Minggu, 15 Maret 2020

Menjelajah Yogyakarta (2): Borobodur, Warisan Budaya yang Mendunia

Hari berganti, candi Borobudur adalah tujuan kami berikutnya. Ditemani seorang teman yang juga sebagai pemandu jalan, kami meluncur menuju Magelang. Jalanan cukup lengang di pagi hari. Mobil yang kami tumpangi meluncur di atas jalanan beraspal mulus, dengan sesekali naik turun ketika mendekati tujuan. Saya cukup bersemangat waktu itu, penasaran seperti apa 'wajah' Borobudur sekarang. Dulu waktu kecil saya sering ikut rombongan karya wisata sekolah tempat ibu mengajar ke Borobudur, tetapi tak ada satupun kesan mendalam yang saya ingat kecuali kenangan digendong oleh seorang kawan ibu saya karena terlalu lelah berjalan dalam keadaan mabuk perjalanan.

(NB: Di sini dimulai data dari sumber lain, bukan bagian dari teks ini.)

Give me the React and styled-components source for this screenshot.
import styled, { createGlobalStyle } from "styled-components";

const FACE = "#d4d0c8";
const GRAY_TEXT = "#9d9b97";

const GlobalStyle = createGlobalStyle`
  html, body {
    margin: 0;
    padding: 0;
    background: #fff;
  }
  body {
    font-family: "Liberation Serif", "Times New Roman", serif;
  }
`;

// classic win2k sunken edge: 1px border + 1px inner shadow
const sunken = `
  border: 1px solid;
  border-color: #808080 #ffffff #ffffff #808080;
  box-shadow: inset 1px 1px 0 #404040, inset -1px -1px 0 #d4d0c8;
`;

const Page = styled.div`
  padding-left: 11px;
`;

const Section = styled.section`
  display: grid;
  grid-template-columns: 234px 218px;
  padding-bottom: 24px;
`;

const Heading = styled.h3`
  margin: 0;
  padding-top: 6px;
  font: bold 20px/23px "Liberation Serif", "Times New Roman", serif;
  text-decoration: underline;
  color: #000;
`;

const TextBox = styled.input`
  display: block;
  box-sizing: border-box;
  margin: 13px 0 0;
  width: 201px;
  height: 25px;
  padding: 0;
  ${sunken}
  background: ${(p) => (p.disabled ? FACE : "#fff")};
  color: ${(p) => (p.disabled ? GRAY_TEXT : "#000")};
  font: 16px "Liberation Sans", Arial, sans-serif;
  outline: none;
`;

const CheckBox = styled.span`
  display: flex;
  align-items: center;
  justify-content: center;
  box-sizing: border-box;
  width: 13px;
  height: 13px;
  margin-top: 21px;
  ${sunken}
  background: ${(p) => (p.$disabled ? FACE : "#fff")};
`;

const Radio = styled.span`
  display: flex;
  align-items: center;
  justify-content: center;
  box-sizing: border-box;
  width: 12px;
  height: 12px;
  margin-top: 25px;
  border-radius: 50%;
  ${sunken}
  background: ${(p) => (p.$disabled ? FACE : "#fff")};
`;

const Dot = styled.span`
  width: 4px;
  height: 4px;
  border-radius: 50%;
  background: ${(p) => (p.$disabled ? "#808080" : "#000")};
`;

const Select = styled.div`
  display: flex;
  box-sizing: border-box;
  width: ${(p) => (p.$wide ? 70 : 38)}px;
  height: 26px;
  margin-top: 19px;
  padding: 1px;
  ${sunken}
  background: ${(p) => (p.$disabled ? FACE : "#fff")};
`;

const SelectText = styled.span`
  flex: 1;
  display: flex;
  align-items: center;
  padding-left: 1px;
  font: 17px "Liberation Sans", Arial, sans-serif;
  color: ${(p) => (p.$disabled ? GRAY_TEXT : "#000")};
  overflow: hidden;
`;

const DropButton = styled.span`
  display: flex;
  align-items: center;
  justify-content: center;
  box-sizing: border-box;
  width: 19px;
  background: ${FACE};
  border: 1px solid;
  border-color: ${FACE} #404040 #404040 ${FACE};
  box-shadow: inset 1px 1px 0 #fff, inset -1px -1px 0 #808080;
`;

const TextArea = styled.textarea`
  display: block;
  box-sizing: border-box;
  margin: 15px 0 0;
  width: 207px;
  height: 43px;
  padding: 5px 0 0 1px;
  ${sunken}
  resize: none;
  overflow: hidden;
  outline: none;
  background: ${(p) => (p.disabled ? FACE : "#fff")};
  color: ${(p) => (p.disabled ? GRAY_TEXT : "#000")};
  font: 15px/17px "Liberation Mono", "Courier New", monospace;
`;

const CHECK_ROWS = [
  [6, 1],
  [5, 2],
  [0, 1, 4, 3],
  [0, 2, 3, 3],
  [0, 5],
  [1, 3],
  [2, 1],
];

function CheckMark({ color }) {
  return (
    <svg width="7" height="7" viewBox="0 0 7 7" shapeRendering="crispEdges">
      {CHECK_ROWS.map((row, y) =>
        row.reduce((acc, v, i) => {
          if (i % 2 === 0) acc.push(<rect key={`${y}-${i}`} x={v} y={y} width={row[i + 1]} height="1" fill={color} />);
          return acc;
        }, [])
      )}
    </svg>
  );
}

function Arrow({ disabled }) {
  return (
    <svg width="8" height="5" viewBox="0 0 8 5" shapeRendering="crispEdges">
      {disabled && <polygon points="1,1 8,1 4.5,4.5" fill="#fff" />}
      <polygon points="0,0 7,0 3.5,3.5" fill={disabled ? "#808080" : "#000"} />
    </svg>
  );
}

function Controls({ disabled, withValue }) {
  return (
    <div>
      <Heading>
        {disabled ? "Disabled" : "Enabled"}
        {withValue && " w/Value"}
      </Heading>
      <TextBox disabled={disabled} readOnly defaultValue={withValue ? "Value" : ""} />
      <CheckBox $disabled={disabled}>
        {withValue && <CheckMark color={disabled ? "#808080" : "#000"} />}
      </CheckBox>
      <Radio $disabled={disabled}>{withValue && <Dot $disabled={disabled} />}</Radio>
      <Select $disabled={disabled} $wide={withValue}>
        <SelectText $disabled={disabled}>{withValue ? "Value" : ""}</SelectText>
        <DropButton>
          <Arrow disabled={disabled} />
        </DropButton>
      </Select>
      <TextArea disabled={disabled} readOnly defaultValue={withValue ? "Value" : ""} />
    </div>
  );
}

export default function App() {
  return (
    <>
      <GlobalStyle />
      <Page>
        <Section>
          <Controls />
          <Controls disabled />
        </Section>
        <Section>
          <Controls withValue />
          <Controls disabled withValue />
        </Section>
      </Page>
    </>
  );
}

Candi Borobudur merupakan candi yang didirikan oleh dinasti Syailendra 800 tahun yang lalu. Borobudur memiliki koleksi relief terlengkat dan terbanyak di dunia dengan 2.672 panel relief yang menghiasi dinding-dindingnya. Stupa utamanya berada di tengah-tengah dengan dikelilingi oleh tiga barisan melingkar 72 stupa berlubang yang di dalamnya terdapat arca Buddha yang bersila. Konon menyentuh arca di dalam stupa dipercayai dapat mendatangkan rezeki. Belakangan saya ketahui aksi tersebut rupanya berbahaya untuk dilakukan karena dapat merusak candi.

Suasana masih sepi ketika kami sampai ke Borobudur. Setelah mengantri tiket kami mendapatkan selembar kain batik berwarna biru untuk dikenakan untuk menghormati candi. Kawasan wisatanya bersih dan teratur, dengan sign system berbahasa Indonesia dan bahasa Inggris. Mungkin karena pengunjungnya selain wisatawan lokal juga banyak wisatawan mancanegara sehingga dibuat sedemikian rupa.

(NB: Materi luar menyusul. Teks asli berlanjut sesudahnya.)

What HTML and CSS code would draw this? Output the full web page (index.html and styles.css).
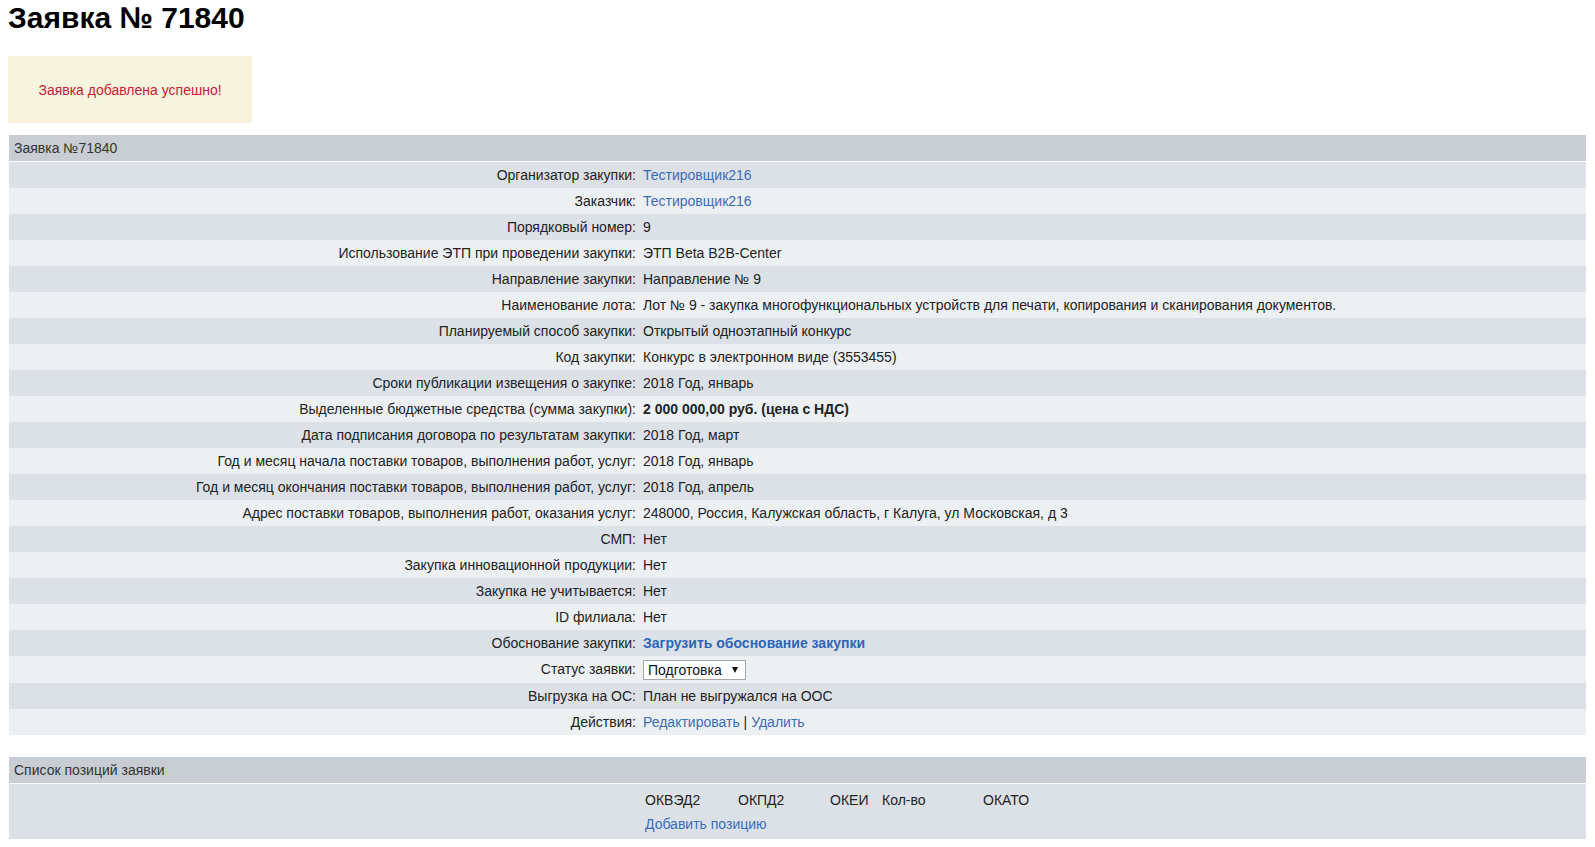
FILE: index.html
```html
<!DOCTYPE html>
<html lang="ru">
<head>
<meta charset="utf-8">
<title>Заявка № 71840</title>
<link rel="stylesheet" href="styles.css">
</head>
<body>
<div class="page">
  <h1 class="title">Заявка № 71840</h1>
  <div class="notice">Заявка добавлена успешно!</div>

  <section class="panel">
    <div class="panel-head">Заявка №71840</div>
    <div class="rows">
      <div class="row"><div class="lbl">Организатор закупки:</div><div class="val"><a href="#" class="lnk">Тестировщик216</a></div></div>
      <div class="row"><div class="lbl">Заказчик:</div><div class="val"><a href="#" class="lnk">Тестировщик216</a></div></div>
      <div class="row"><div class="lbl">Порядковый номер:</div><div class="val">9</div></div>
      <div class="row"><div class="lbl">Использование ЭТП при проведении закупки:</div><div class="val">ЭТП Beta B2B-Center</div></div>
      <div class="row"><div class="lbl">Направление закупки:</div><div class="val">Направление № 9</div></div>
      <div class="row"><div class="lbl">Наименование лота:</div><div class="val">Лот № 9 - закупка многофункциональных устройств для печати, копирования и сканирования документов.</div></div>
      <div class="row"><div class="lbl">Планируемый способ закупки:</div><div class="val">Открытый одноэтапный конкурс</div></div>
      <div class="row"><div class="lbl">Код закупки:</div><div class="val">Конкурс в электронном виде (3553455)</div></div>
      <div class="row"><div class="lbl">Сроки публикации извещения о закупке:</div><div class="val">2018 Год, январь</div></div>
      <div class="row"><div class="lbl">Выделенные бюджетные средства (сумма закупки):</div><div class="val"><b>2 000 000,00 руб. (цена с НДС)</b></div></div>
      <div class="row"><div class="lbl">Дата подписания договора по результатам закупки:</div><div class="val">2018 Год, март</div></div>
      <div class="row"><div class="lbl">Год и месяц начала поставки товаров, выполнения работ, услуг:</div><div class="val">2018 Год, январь</div></div>
      <div class="row"><div class="lbl">Год и месяц окончания поставки товаров, выполнения работ, услуг:</div><div class="val">2018 Год, апрель</div></div>
      <div class="row"><div class="lbl">Адрес поставки товаров, выполнения работ, оказания услуг:</div><div class="val">248000, Россия, Калужская область, г Калуга, ул Московская, д 3</div></div>
      <div class="row"><div class="lbl">СМП:</div><div class="val">Нет</div></div>
      <div class="row"><div class="lbl">Закупка инновационной продукции:</div><div class="val">Нет</div></div>
      <div class="row"><div class="lbl">Закупка не учитывается:</div><div class="val">Нет</div></div>
      <div class="row"><div class="lbl">ID филиала:</div><div class="val">Нет</div></div>
      <div class="row"><div class="lbl">Обоснование закупки:</div><div class="val"><a href="#" class="lnk lnk-bold">Загрузить обоснование закупки</a></div></div>
      <div class="row row-select"><div class="lbl">Статус заявки:</div><div class="val val-select">
        <span class="select-wrap">
          <select class="status"><option>Подготовка</option></select>
          <span class="select-arrow"></span>
        </span>
      </div></div>
      <div class="row"><div class="lbl">Выгрузка на ОС:</div><div class="val">План не выгружался на ООС</div></div>
      <div class="row"><div class="lbl">Действия:</div><div class="val"><a href="#" class="lnk">Редактировать</a> | <a href="#" class="lnk">Удалить</a></div></div>
    </div>
  </section>

  <section class="panel panel-positions">
    <div class="panel-head">Список позиций заявки</div>
    <div class="positions">
      <div class="pos-spacer"></div>
      <div class="pos-table">
        <div class="pos-head">
          <span class="c c1">ОКВЭД2</span>
          <span class="c c2">ОКПД2</span>
          <span class="c c3">ОКЕИ</span>
          <span class="c c4">Кол-во</span>
          <span class="c c5">ОКАТО</span>
        </div>
        <div class="pos-add"><a href="#" class="lnk">Добавить позицию</a></div>
      </div>
    </div>
  </section>
</div>
</body>
</html>
```

FILE: styles.css
```css
html, body {
  margin: 0;
  padding: 0;
  background: #ffffff;
}

body {
  font-family: "Liberation Sans", Arial, sans-serif;
  font-size: 14px;
  color: #222222;
}

.page {
  padding: 2px 8px 0 8px;
}

.title {
  margin: 0;
  font-size: 30px;
  line-height: 32px;
  font-weight: bold;
  color: #000000;
}

.notice {
  margin-top: 22px;
  width: 244px;
  height: 67px;
  display: flex;
  align-items: center;
  justify-content: center;
  background: #f6f4dc;
  color: #c4213a;
  font-size: 14px;
}

.panel {
  margin: 12px 1px 0 1px;
}

.panel-positions {
  margin-top: 22px;
}

.panel-head {
  height: 26px;
  line-height: 26px;
  padding-left: 5px;
  background: #c8cdd4;
  color: #333333;
  border-bottom: 1px solid #ffffff;
}

.row {
  display: grid;
  grid-template-columns: 631px 1fr;
  height: 26px;
  line-height: 26px;
  background: #dce1e8;
}

.row:nth-child(even) {
  background: #edf0f3;
}

.row-select {
  height: 27px;
  line-height: 27px;
}

.lbl {
  text-align: right;
  padding-right: 4px;
  white-space: nowrap;
}

.val {
  padding-left: 3px;
  white-space: nowrap;
}

.val-select {
  display: flex;
  align-items: center;
}

.lnk {
  color: #3a6cb6;
  text-decoration: none;
}

.lnk-bold {
  font-weight: bold;
  color: #2c66b6;
}

.select-wrap {
  position: relative;
  display: block;
  height: 20px;
  margin-top: 1px;
}

.status {
  -webkit-appearance: none;
  appearance: none;
  display: block;
  width: 103px;
  height: 20px;
  margin: 0;
  padding: 0 0 0 4px;
  border: 1px solid #a6a6a6;
  border-radius: 0;
  background: #ffffff;
  font-family: "Liberation Sans", Arial, sans-serif;
  font-size: 14px;
  color: #111111;
  line-height: 18px;
}

.select-arrow {
  position: absolute;
  right: 8px;
  top: 7px;
  width: 0;
  height: 0;
  border-left: 3px solid transparent;
  border-right: 3px solid transparent;
  border-top: 6px solid #111111;
  pointer-events: none;
}

.positions {
  display: grid;
  grid-template-columns: 636px 1fr;
  background: #dce1e8;
  padding: 4px 0 3px 0;
}

.pos-head {
  display: flex;
  height: 24px;
  line-height: 24px;
}

.c {
  display: block;
}

.c1 { width: 93px; }
.c2 { width: 92px; }
.c3 { width: 52px; }
.c4 { width: 101px; }
.c5 { width: 60px; }

.pos-add {
  height: 24px;
  line-height: 24px;
}
```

Selain candi Borobudur yang sudah mendunia itu, terdapat pula museum yang bisa dikunjungi. Di museum tersebut kita dapat mengetahui informasi terkait sejarah pembangunan dan pemugaran candi Borobudur. Kami tidak menghabiskan waktu lama di museum dan langsung menuju candi untuk naik hingga ke puncak. Matahari mulai merangkak naik mengiringi langkah kaki meniti anak tangga yang terbentang. Sesekali kami berhenti untuk menarik napas, berfoto dan mengamati relief candi yang bersambungan membentuk rangkaian peristiwa. Saya berdecak kagum dengan detail dan susunan bebatuan yang bisa berbentuk sedemikian rupa. Dari puncak teratas candi bentang alam Magelang yang masih asri memanjakan mata, membuat betah berlama-lama kalau saja matahari tidak bersinar terik.

Setelah turun dari candi, kami beristirahat sejenak lalu beranjak mencari jalur keluar. Rupanya jalur keluar lokasi candi diarahkan untuk melewati area pasar yang menjual berbagai macam souvenir. Di sepanjang jalur keluar pedagang berjajar rapi berdempetan dengan berbagai macam jenis oleh-oleh khas dari kaos hingga berbagai macam pajangan. Dulu, ibu saya sering membeli guci tanah liat, salak pondoh, hingga cobek batu di Borobudur. Saya pun menyempatkan diri untuk membeli kaos sebagai oleh-oleh. 

Hampir tengah hari kami meninggalkan Borobudur. Semakin siang pelataran parkir dipadati oleh bus-bus pariwisata dari berbagai kota. Akhirnya kami kembali menyusuri kelok jalanan Magelang meninggalkan Borobudur yang berdiri megah di tengah riuh rendah pengunjung.